> [Recorded information]:
▼▼▼

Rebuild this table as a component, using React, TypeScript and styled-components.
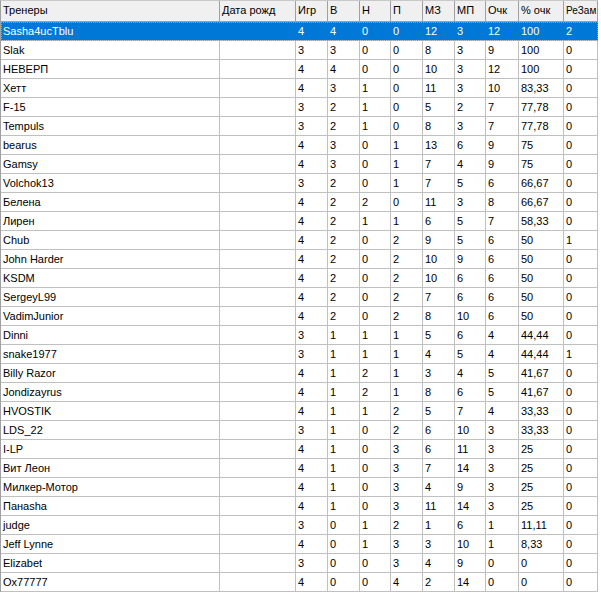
import React from "react";
import styled, { createGlobalStyle } from "styled-components";

const GlobalStyle = createGlobalStyle`
    html, body {
        margin: 0;
        padding: 0;
        background: #fff;
    }
    body {
        font-family: "Liberation Sans", Arial, sans-serif;
        font-size: 11px;
        color: #000;
    }
`;

const COLUMNS = "219px 76px 32px 32px 31px 32px 32px 31px 33px 45px 34px";

const GridCSS = styled.div`
    width: 598px;
    border-left: 1px solid #a0a0a0;
    border-top: 1px solid #c8c8c8;
    box-sizing: border-box;
`;

const HeaderRowCSS = styled.div`
    display: grid;
    grid-template-columns: ${COLUMNS};
    height: 20px;
    background: #f0f0f0;
    border-bottom: 1px solid #a0a0a0;
    box-sizing: content-box;
`;

const HeaderCell = styled.div<{ $small?: boolean }>`
    border-right: 1px solid #a0a0a0;
    padding-left: 2px;
    line-height: 19px;
    font-size: ${(p) => (p.$small ? "10px" : "11px")};
    white-space: nowrap;
    overflow: hidden;
    box-sizing: border-box;
`;

const RowCSS = styled.div<{ $selected?: boolean }>`
    display: grid;
    grid-template-columns: ${COLUMNS};
    height: 18px;
    border-bottom: 1px solid #c0c0c0;
    background: ${(p) => (p.$selected ? "#0078d7" : "#fff")};
    color: ${(p) => (p.$selected ? "#fff" : "#000")};
    outline: ${(p) => (p.$selected ? "1px dotted #ff8728" : "none")};
    outline-offset: -1px;
`;

const Cell = styled.div<{ $selected?: boolean }>`
    border-right: 1px solid ${(p) => (p.$selected ? "#0078d7" : "#c0c0c0")};
    padding-left: 2px;
    line-height: 18px;
    white-space: nowrap;
    overflow: hidden;
    box-sizing: border-box;
`;

const headers = [
    "Тренеры",
    "Дата рожд",
    "Игр",
    "В",
    "Н",
    "П",
    "МЗ",
    "МП",
    "Очк",
    "% очк",
    "РеЗам",
];

type Coach = [string, number, number, number, number, number, number, number, string, number];

const coaches: Coach[] = [
    ["Sasha4ucTblu", 4, 4, 0, 0, 12, 3, 12, "100", 2],
    ["Slak", 3, 3, 0, 0, 8, 3, 9, "100", 0],
    ["НЕВЕРП", 4, 4, 0, 0, 10, 3, 12, "100", 0],
    ["Хетт", 4, 3, 1, 0, 11, 3, 10, "83,33", 0],
    ["F-15", 3, 2, 1, 0, 5, 2, 7, "77,78", 0],
    ["Tempuls", 3, 2, 1, 0, 8, 3, 7, "77,78", 0],
    ["bearus", 4, 3, 0, 1, 13, 6, 9, "75", 0],
    ["Gamsy", 4, 3, 0, 1, 7, 4, 9, "75", 0],
    ["Volchok13", 3, 2, 0, 1, 7, 5, 6, "66,67", 0],
    ["Белена", 4, 2, 2, 0, 11, 3, 8, "66,67", 0],
    ["Лирен", 4, 2, 1, 1, 6, 5, 7, "58,33", 0],
    ["Chub", 4, 2, 0, 2, 9, 5, 6, "50", 1],
    ["John Harder", 4, 2, 0, 2, 10, 9, 6, "50", 0],
    ["KSDM", 4, 2, 0, 2, 10, 6, 6, "50", 0],
    ["SergeyL99", 4, 2, 0, 2, 7, 6, 6, "50", 0],
    ["VadimJunior", 4, 2, 0, 2, 8, 10, 6, "50", 0],
    ["Dinni", 3, 1, 1, 1, 5, 6, 4, "44,44", 0],
    ["snake1977", 3, 1, 1, 1, 4, 5, 4, "44,44", 1],
    ["Billy Razor", 4, 1, 2, 1, 3, 4, 5, "41,67", 0],
    ["Jondizayrus", 4, 1, 2, 1, 8, 6, 5, "41,67", 0],
    ["HVOSTIK", 4, 1, 1, 2, 5, 7, 4, "33,33", 0],
    ["LDS_22", 3, 1, 0, 2, 6, 10, 3, "33,33", 0],
    ["I-LP", 4, 1, 0, 3, 6, 11, 3, "25", 0],
    ["Вит Леон", 4, 1, 0, 3, 7, 14, 3, "25", 0],
    ["Милкер-Мотор", 4, 1, 0, 3, 4, 9, 3, "25", 0],
    ["Панasha", 4, 1, 0, 3, 11, 14, 3, "25", 0],
    ["judge", 3, 0, 1, 2, 1, 6, 1, "11,11", 0],
    ["Jeff Lynne", 4, 0, 1, 3, 3, 10, 1, "8,33", 0],
    ["Elizabet", 3, 0, 0, 3, 4, 9, 0, "0", 0],
    ["Ox77777", 4, 0, 0, 4, 2, 14, 0, "0", 0],
];

const App: React.FC = () => {
    const selectedIndex = 0;

    return (
        <>
            <GlobalStyle />
            <GridCSS>
                <HeaderRowCSS>
                    {headers.map((title, i) => (
                        <HeaderCell key={title} $small={i === headers.length - 1}>
                            {title}
                        </HeaderCell>
                    ))}
                </HeaderRowCSS>
                {coaches.map((coach, index) => {
                    const selected = index === selectedIndex;
                    const [name, ...stats] = coach;
                    return (
                        <RowCSS key={name} $selected={selected}>
                            <Cell $selected={selected}>{name}</Cell>
                            {/* дата рождения не заполнена */}
                            <Cell $selected={selected} />
                            {stats.map((value, i) => (
                                <Cell key={i} $selected={selected}>
                                    {value}
                                </Cell>
                            ))}
                        </RowCSS>
                    );
                })}
            </GridCSS>
        </>
    );
};

export default App;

▲▲▲

> [Problem to work on]: Quote the material word for word, dropping any images it holds.

> [Written answer]:
Rebuild this table as a component, using React, TypeScript and styled-components.
import React from "react";
import styled, { createGlobalStyle } from "styled-components";

const GlobalStyle = createGlobalStyle`
    html, body {
        margin: 0;
        padding: 0;
        background: #fff;
    }
    body {
        font-family: "Liberation Sans", Arial, sans-serif;
        font-size: 11px;
        color: #000;
    }
`;

const COLUMNS = "219px 76px 32px 32px 31px 32px 32px 31px 33px 45px 34px";

const GridCSS = styled.div`
    width: 598px;
    border-left: 1px solid #a0a0a0;
    border-top: 1px solid #c8c8c8;
    box-sizing: border-box;
`;

const HeaderRowCSS = styled.div`
    display: grid;
    grid-template-columns: ${COLUMNS};
    height: 20px;
    background: #f0f0f0;
    border-bottom: 1px solid #a0a0a0;
    box-sizing: content-box;
`;

const HeaderCell = styled.div<{ $small?: boolean }>`
    border-right: 1px solid #a0a0a0;
    padding-left: 2px;
    line-height: 19px;
    font-size: ${(p) => (p.$small ? "10px" : "11px")};
    white-space: nowrap;
    overflow: hidden;
    box-sizing: border-box;
`;

const RowCSS = styled.div<{ $selected?: boolean }>`
    display: grid;
    grid-template-columns: ${COLUMNS};
    height: 18px;
    border-bottom: 1px solid #c0c0c0;
    background: ${(p) => (p.$selected ? "#0078d7" : "#fff")};
    color: ${(p) => (p.$selected ? "#fff" : "#000")};
    outline: ${(p) => (p.$selected ? "1px dotted #ff8728" : "none")};
    outline-offset: -1px;
`;

const Cell = styled.div<{ $selected?: boolean }>`
    border-right: 1px solid ${(p) => (p.$selected ? "#0078d7" : "#c0c0c0")};
    padding-left: 2px;
    line-height: 18px;
    white-space: nowrap;
    overflow: hidden;
    box-sizing: border-box;
`;

const headers = [
    "Тренеры",
    "Дата рожд",
    "Игр",
    "В",
    "Н",
    "П",
    "МЗ",
    "МП",
    "Очк",
    "% очк",
    "РеЗам",
];

type Coach = [string, number, number, number, number, number, number, number, string, number];

const coaches: Coach[] = [
    ["Sasha4ucTblu", 4, 4, 0, 0, 12, 3, 12, "100", 2],
    ["Slak", 3, 3, 0, 0, 8, 3, 9, "100", 0],
    ["НЕВЕРП", 4, 4, 0, 0, 10, 3, 12, "100", 0],
    ["Хетт", 4, 3, 1, 0, 11, 3, 10, "83,33", 0],
    ["F-15", 3, 2, 1, 0, 5, 2, 7, "77,78", 0],
    ["Tempuls", 3, 2, 1, 0, 8, 3, 7, "77,78", 0],
    ["bearus", 4, 3, 0, 1, 13, 6, 9, "75", 0],
    ["Gamsy", 4, 3, 0, 1, 7, 4, 9, "75", 0],
    ["Volchok13", 3, 2, 0, 1, 7, 5, 6, "66,67", 0],
    ["Белена", 4, 2, 2, 0, 11, 3, 8, "66,67", 0],
    ["Лирен", 4, 2, 1, 1, 6, 5, 7, "58,33", 0],
    ["Chub", 4, 2, 0, 2, 9, 5, 6, "50", 1],
    ["John Harder", 4, 2, 0, 2, 10, 9, 6, "50", 0],
    ["KSDM", 4, 2, 0, 2, 10, 6, 6, "50", 0],
    ["SergeyL99", 4, 2, 0, 2, 7, 6, 6, "50", 0],
    ["VadimJunior", 4, 2, 0, 2, 8, 10, 6, "50", 0],
    ["Dinni", 3, 1, 1, 1, 5, 6, 4, "44,44", 0],
    ["snake1977", 3, 1, 1, 1, 4, 5, 4, "44,44", 1],
    ["Billy Razor", 4, 1, 2, 1, 3, 4, 5, "41,67", 0],
    ["Jondizayrus", 4, 1, 2, 1, 8, 6, 5, "41,67", 0],
    ["HVOSTIK", 4, 1, 1, 2, 5, 7, 4, "33,33", 0],
    ["LDS_22", 3, 1, 0, 2, 6, 10, 3, "33,33", 0],
    ["I-LP", 4, 1, 0, 3, 6, 11, 3, "25", 0],
    ["Вит Леон", 4, 1, 0, 3, 7, 14, 3, "25", 0],
    ["Милкер-Мотор", 4, 1, 0, 3, 4, 9, 3, "25", 0],
    ["Панasha", 4, 1, 0, 3, 11, 14, 3, "25", 0],
    ["judge", 3, 0, 1, 2, 1, 6, 1, "11,11", 0],
    ["Jeff Lynne", 4, 0, 1, 3, 3, 10, 1, "8,33", 0],
    ["Elizabet", 3, 0, 0, 3, 4, 9, 0, "0", 0],
    ["Ox77777", 4, 0, 0, 4, 2, 14, 0, "0", 0],
];

const App: React.FC = () => {
    const selectedIndex = 0;

    return (
        <>
            <GlobalStyle />
            <GridCSS>
                <HeaderRowCSS>
                    {headers.map((title, i) => (
                        <HeaderCell key={title} $small={i === headers.length - 1}>
                            {title}
                        </HeaderCell>
                    ))}
                </HeaderRowCSS>
                {coaches.map((coach, index) => {
                    const selected = index === selectedIndex;
                    const [name, ...stats] = coach;
                    return (
                        <RowCSS key={name} $selected={selected}>
                            <Cell $selected={selected}>{name}</Cell>
                            {/* дата рождения не заполнена */}
                            <Cell $selected={selected} />
                            {stats.map((value, i) => (
                                <Cell key={i} $selected={selected}>
                                    {value}
                                </Cell>
                            ))}
                        </RowCSS>
                    );
                })}
            </GridCSS>
        </>
    );
};

export default App;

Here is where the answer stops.